The Most Important Paragraph

You may have noticed that when you are reading the Bible, sometimes a chapter division seems arbitrary or out of place. Perhaps you have felt that it interrupts the flow of the discussion. Well, you may be right. It is good to remember that the chapter and verse divisions were not part of the original inspired text of scripture. They were added in the 13th-16th centuries by editors for the convenience of Bible readers.

Most of the time chapter and verse divisions are helpful to us in locating and remembering Bible passages. We rely upon them to help us find our way around in the Bible. Sometimes, however, we wonder why an editor put the chapter division where he put it. It feels awkward in relation to the context.

Romans chapters two and three are such a context. In chapter two, Paul has been arguing forcefully that the religious person, no matter how pious, is no better off than the untaught pagan. In chapter three the discussion continues: in the eyes of God all people are morally guilty and in need of God’s gift of righteousness. The chapter division might lead someone to think that Paul is changing the subject. He is not. The argument flows from chapter two right on into chapter three.

In Romans 3:1-8, Paul imagines a verbal opponent who wants to claim that his teaching on universal human guilt undermines God’s justice. “If we are all guilty and our sin magnifies God’s righteousness, wouldn’t he be unjust to punish us?” His imaginary debate partner might go on to say something like, “We might as well go on sinning because God looks good when he forgives us!” “No way!” Paul answers. Human sin never brings glory to God.
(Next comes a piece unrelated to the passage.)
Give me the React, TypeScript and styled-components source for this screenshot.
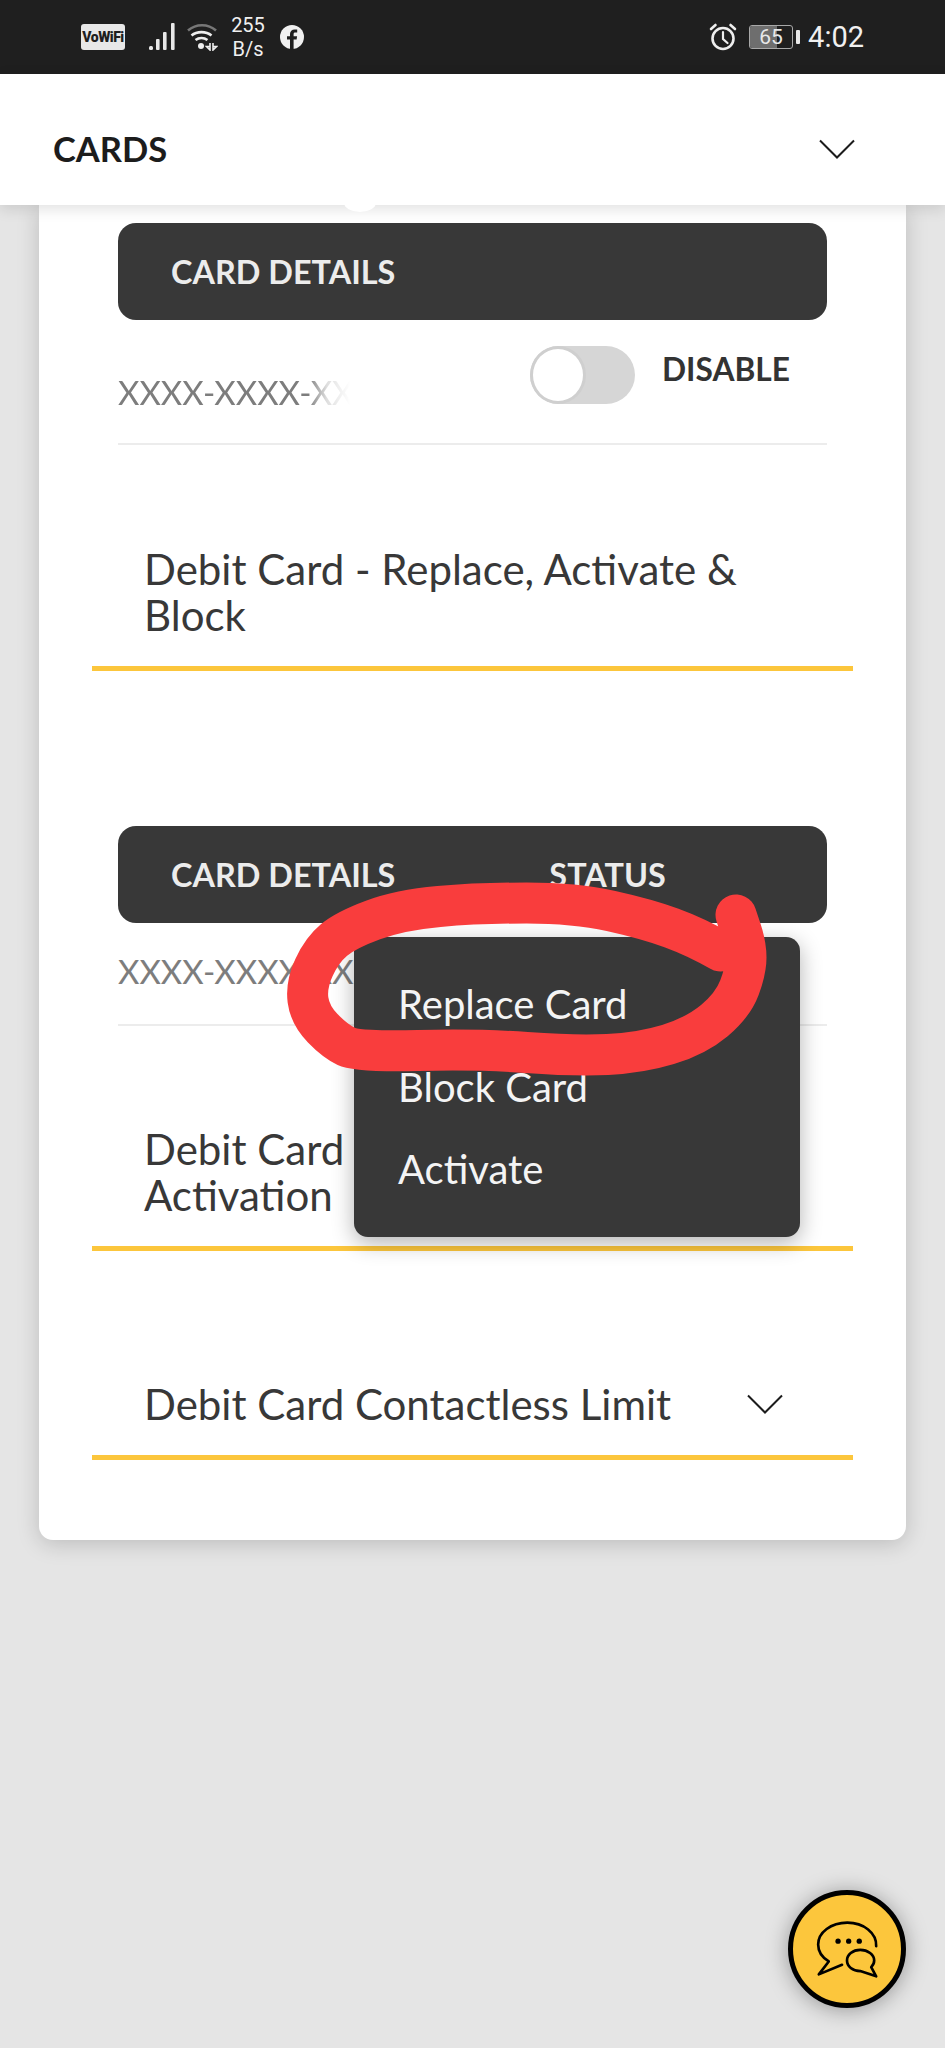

Paul rejects these distortions of his teaching. He calls them slanderous. He wants his readers to understand that God is both just (in judging sin) and merciful (in providing a remedy). His doctrine of universal human guilt is reasonable and consistent with scripture (Romans 3:9-20). Paul here quotes seven Old Testament scriptures to support this point. We are all sinners and guilty before a holy God.

To be sure, the apostle is not teaching that every person is a bad as he or she could possibly be. What he is saying is that sin affects us all, in every part of our being. There are no exceptions. God’s law pronounces us guilty. The law cannot deliver us. It cannot forgive us. It cannot redeem us. That is not the law’s purpose. The law upholds God’s standard of righteousness and shows us how far short if it we have fallen. “Through the law we become conscious of our sin” (Romans 3:20).

What Paul says next is the best news the world has ever heard. It has been suggested that Romans 3:21-26 may be the single most important paragraph ever written! It states the central theme of the book of Romans: that although we are all sinners and deserving of God’s judgment, it is possible to be declared righteous though faith in Jesus Christ.

I invite you to read these verses, to believe their truth, and to receive the free gift they offer. The gift is justification. What is that? It means to be declared righteous by the grace of God. It is more than forgiveness. It is positive acceptance, freedom from guilt, a new status credited to you freely, at no cost to you (Romans 3:24).

How is that possible? It is because of the sacrifice of Jesus Christ on the cross. “God presented Christ as a sacrifice of atonement, through the shedding of his blood”(Romans 3:25). Paul refers to this as “redemption,” a term taken from the Roman slave market. It is obtaining a release by the payment of a ransom. By his death, Jesus paid the ransom to set us free from sin’s ultimate penalty. His death satisfied the demands of God’s justice on our behalf.

The only way to receive the gift of justification is through faith in what Christ has done. Paul repeats this several times (verses 22, 25, 26 and 28). “For we maintain that a person is justified by faith apart from the works of the law” (Romans 3:28). Someone has said that faith is simply the hand of a beggar reaching out to accept a gift from a king.

The awkward chapter division between Romans two and three was not in Paul’s original letter. It is important to understand the entire scope and range of his argument taken together. In Romans one the Gentile pagan world is guilty before God. In chapters two and three the religious Jews are also said to be guilty before God. The only solution to this universal human predicament is the good news found in Romans 3:21-31.